Il est vrai que c’était son premier chant du Jeune Harold qui allait lui révéler cette dernière qualité.

Il vendit son poëme deux cents livres sterling.

Deux mois après le retour du poëte, sa mère mourut ; — c’était en 1811, en Écosse ; — elle mourut subitement.

« Un jour, dit lord Byron, j’appris qu’elle était malade ; le lendemain, j’appris qu’elle était morte. »

Ce ne fut pas tout. Presque dans le même temps, MM. Wingfield et Mathews, ses deux meilleurs amis, moururent aussi.

« Il y a, écrit lord Byron à M. Davies, une fatalité qui pèse sur moi. Ma mère est morte ; mes deux amis sont morts !… Que puis-je dire ou faire ?… Viens à moi ; je suis désolé, et seul au monde ! »

La trace de cette douleur se retrouve à la fin du dernier chant du Jeune Harold.
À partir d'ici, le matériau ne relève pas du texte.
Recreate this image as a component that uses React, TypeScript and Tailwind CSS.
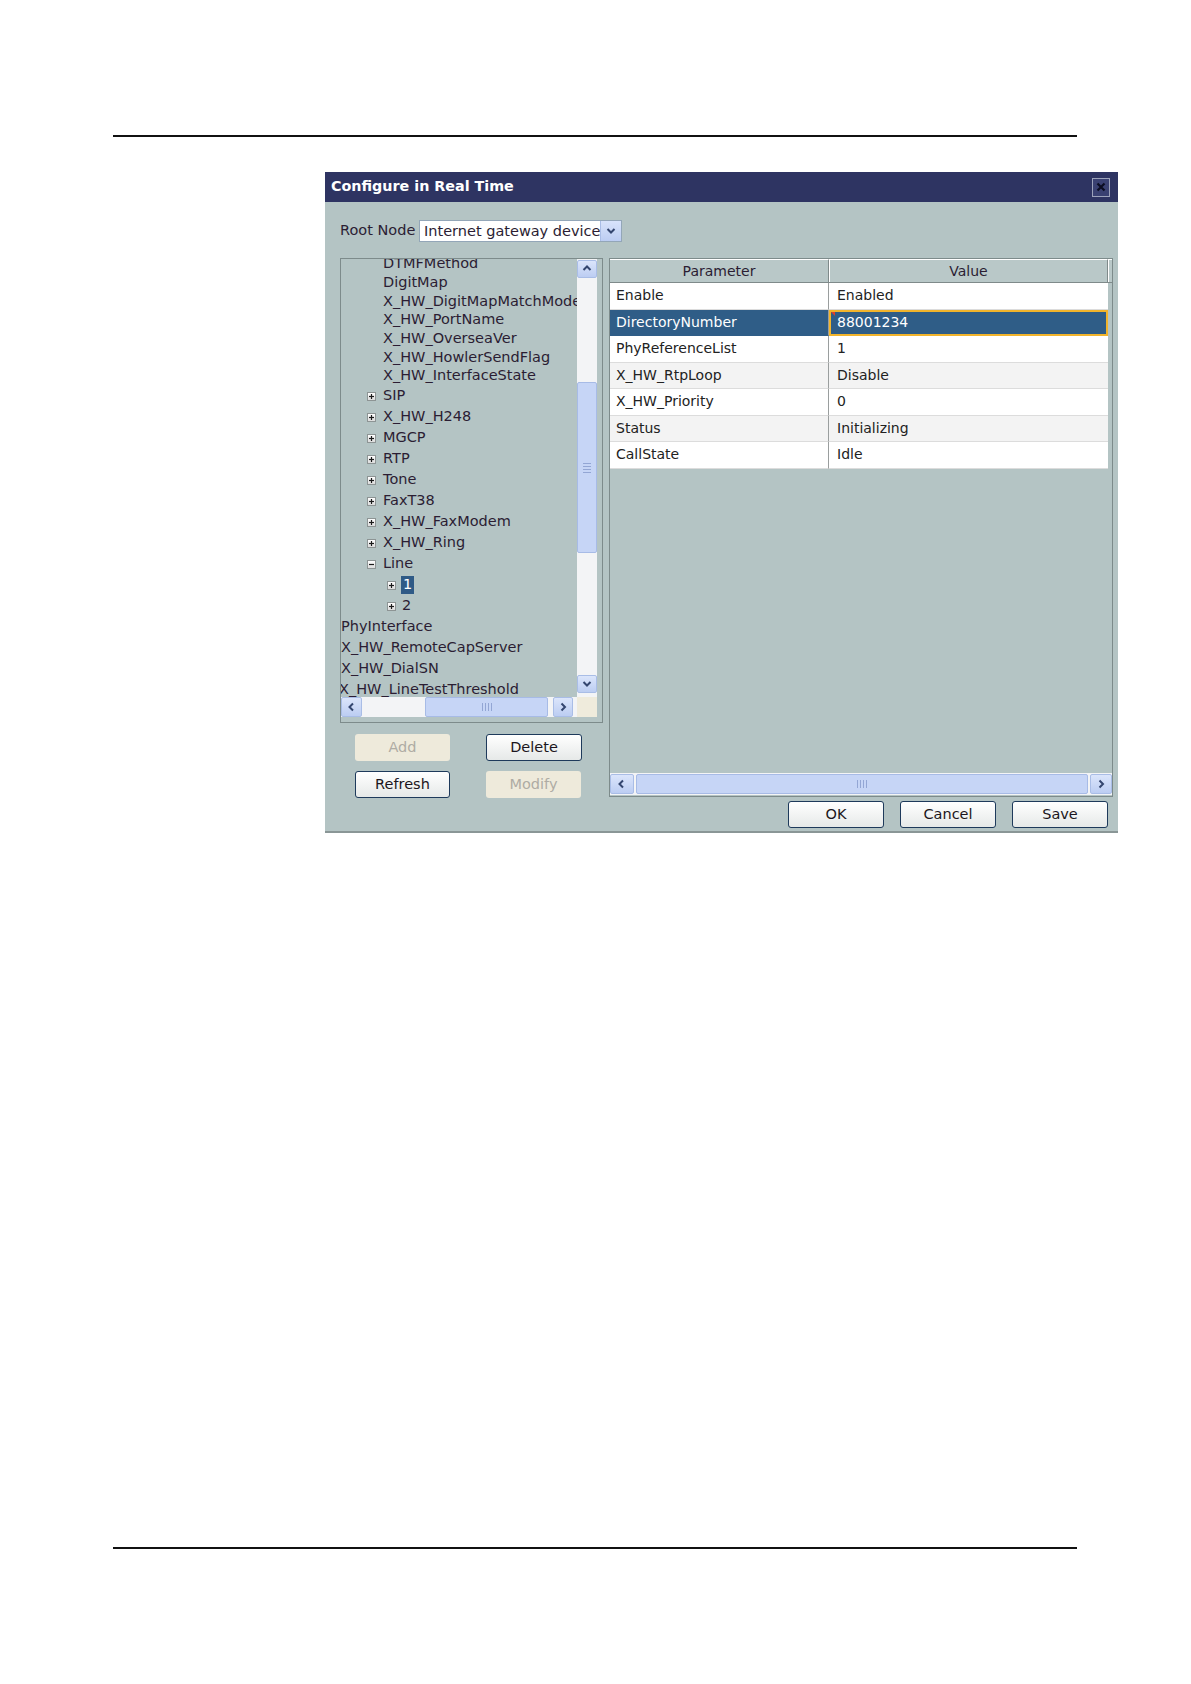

Cruelle Mort ! dit le poëte, tu m’as ravi tout ce que tu pouvais me ravir : une mère, des amis, et, enfin, celle qu’un sentiment plus doux que l’amitié unissait à mon sort… Dis, à quel homme tes traits furent-ils plus funestes ? Chaque jour, de nouvelles infortunes ont empoisonné, les unes après les autres, les sources de mon bonheur…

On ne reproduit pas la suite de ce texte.